Many is used with a noun that names things that we can count.
Much is used to describe things that we do not count.
Many (count/plural)   
Many manuscripts are
Many vehicles are
Many authors are
Much (noncount/singular)     
Much talk is
Much controversy is
Much criticism is
Some nouns can be either count or noncount, depending on their use:
Many of the troubles disappeared when he outlined his points.
Much of the trouble with his proposal was the lack of focus and of logical development of points.
Little is used with uncountable and few is used with countable nouns. When we use few and little without the indefinite article, they usually have a negative meaning, but when we use them with the indefinite article, a little or a few, they have a more positive meaning. Compare the following:
I have few friends in England and I feel quite lonely.
I have a few friends in England, so I don't miss home so much.
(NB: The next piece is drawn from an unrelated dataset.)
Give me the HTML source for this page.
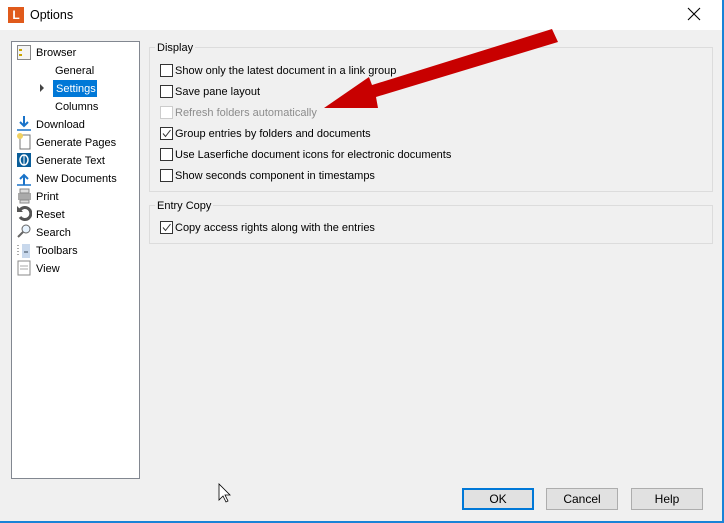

I have little interest in classical music. I much prefer pop.
I have a little wine in the cellar. Would you like some?
Rather than little or few, we sometimes prefer to use a negative construction with much or many in conversational English, as it sounds slightly less formal:
He has little money. > He doesn't have very much money.
She had few friends. > She didn't have many friends.
Fewer / Less
Fewer and less are the comparative forms of few and little and are used with countable and uncountable nouns, respectively. Compare the following:
I've got a little (bit of) money in the bank. Not very much. Less than I had last year.
The weather was awful and fewer children took part in the procession this year.